E mentre in Italia si continua a discettare sui nudi femminili coperti per la visita a Roma del presidente iraniano, a Teheran Rohani finisce sotto i colpi dei giornali conservatori. Proprio a causa di una statua. Quella di Marco Aurelio, di fronte alla quale Renzi e Rohani hanno tenuto la conferenza stampa, a Roma. Una colpa, per i falchi iraniani. Perché l'imperatore Marco Aurelio «ha sconfitto gli iraniani nel periodo dell'impero dei Parti», e farsi fotografare sotto quella statua di bronzo contrasta con la crescente egemonia regionale dell'Iran. Così dice uno storico iraniano, Hussein Dehbashi, e così rilanciano i giornali e le agenzie stampa conservatrici come Nasim.
Oltre che sui media, la battaglia si gioca sui numeri e sui nomi. Quelli dei candidati ammessi alle elezioni. Il Consiglio dei guardiani, l'organo che ha il compito di approvare le candidature, proprio ieri è tornata sui suoi passi. Dei 12.123 candidati alle elezioni parlamentari, prima ne aveva ammessi soltanto il 40%, 4.816. Poi, dopo le critiche ricevute, è tornato sui suoi passi: sono 6.185, il 51% i candidati ammessi finora, tra cui 586 donne.
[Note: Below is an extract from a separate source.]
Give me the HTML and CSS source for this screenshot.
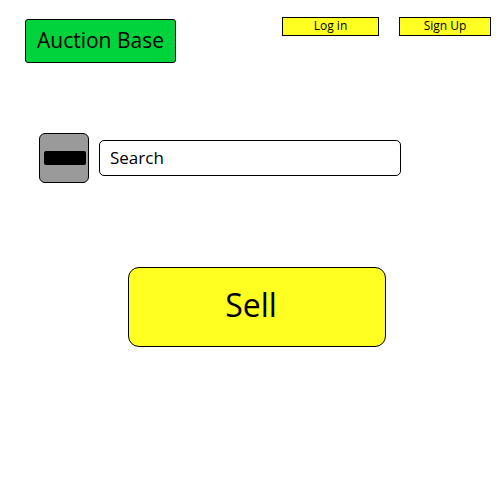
FILE: index.html
```html
<!DOCTYPE html>
<html>
<head>
<meta charset="utf-8">
<link rel="stylesheet" href="styles.css">
</head>
<body>
<header class="top">
  <div class="logo">Auction Base</div>
  <nav class="auth">
    <a class="auth-btn login">Log in</a>
    <a class="auth-btn signup">Sign Up</a>
  </nav>
</header>
<section class="search-row">
  <button class="menu-btn"><span class="bar"></span></button>
  <div class="search">Search</div>
</section>
<section class="sell-row">
  <button class="sell">Sell</button>
</section>
</body>
</html>
```
FILE: styles.css
```css
html, body {
  margin: 0;
  padding: 0;
  background: #fff;
  font-family: "Open Sans", "Noto Sans", sans-serif;
  color: #000;
}
.top {
  display: flex;
  align-items: flex-start;
  padding: 17px 9px 0 25px;
}
.logo {
  box-sizing: border-box;
  width: 151px;
  height: 44px;
  margin-top: 2px;
  background: #00d33c;
  border: 1px solid #000;
  border-radius: 3px;
  font-size: 21px;
  line-height: 40px;
  text-align: center;
}
.auth {
  display: flex;
  gap: 20px;
  margin-left: auto;
}
.auth-btn {
  box-sizing: border-box;
  height: 19px;
  background: #ffff22;
  border: 1px solid #000;
  font-size: 12px;
  line-height: 16px;
  text-align: center;
}
.login { width: 97px; }
.signup { width: 92px; }
.search-row {
  display: flex;
  align-items: center;
  gap: 10px;
  margin: 70px 0 0 39px;
}
.menu-btn {
  box-sizing: border-box;
  width: 50px;
  height: 50px;
  padding: 0 2px 0 4px;
  background: #9a9a9a;
  border: 1px solid #000;
  border-radius: 6px;
  display: flex;
  align-items: center;
}
.bar {
  display: block;
  width: 43px;
  height: 14px;
  background: #000;
  border-radius: 2px;
}
.search {
  box-sizing: border-box;
  width: 302px;
  height: 36px;
  border: 1px solid #000;
  border-radius: 5px;
  padding-left: 10px;
  font-size: 17px;
  line-height: 33px;
}
.sell-row {
  padding: 84px 0 0 128px;
}
.sell {
  box-sizing: border-box;
  width: 258px;
  height: 80px;
  background: #ffff22;
  border: 1px solid #000;
  border-radius: 11px;
  font-family: "Open Sans", "Noto Sans", sans-serif;
  font-size: 32px;
  line-height: 1;
  color: #000;
  padding: 0 12px 4px 0;
}
```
Pochissimi, pare, sono i “riformisti” ammessi, anche se la lista definitiva verrà resa pubblica soltanto il 16 febbraio. Mentre per l'Assemblea degli Esperti sono stati giudicati idonei soltanto 161 candidati su 794. Tra gli esclusi, ha fatto molto rumore il nome di Seyed Hassan Khomeini, nipote dell'ayatollah Khomeini, il fondatore della Repubblica islamica.
Di fronte alla stretta dei conservatori, Rohani prova a strappare piccole vittorie. In un discorso del 7 febbraio su donne e sviluppo, ha dichiarato che sebbene «fare una scelta diventi molto difficile», a causa dei pochi candidati moderati ammessi alle elezioni, «dobbiamo comunque, in ogni circostanza, presentarci alle urne, il 26 febbraio». L'obiettivo, spiega, è quello di «piccoli passi». Troppo poco, probabilmente, per la generazione che dice basta agli abusi della polizia religiosa.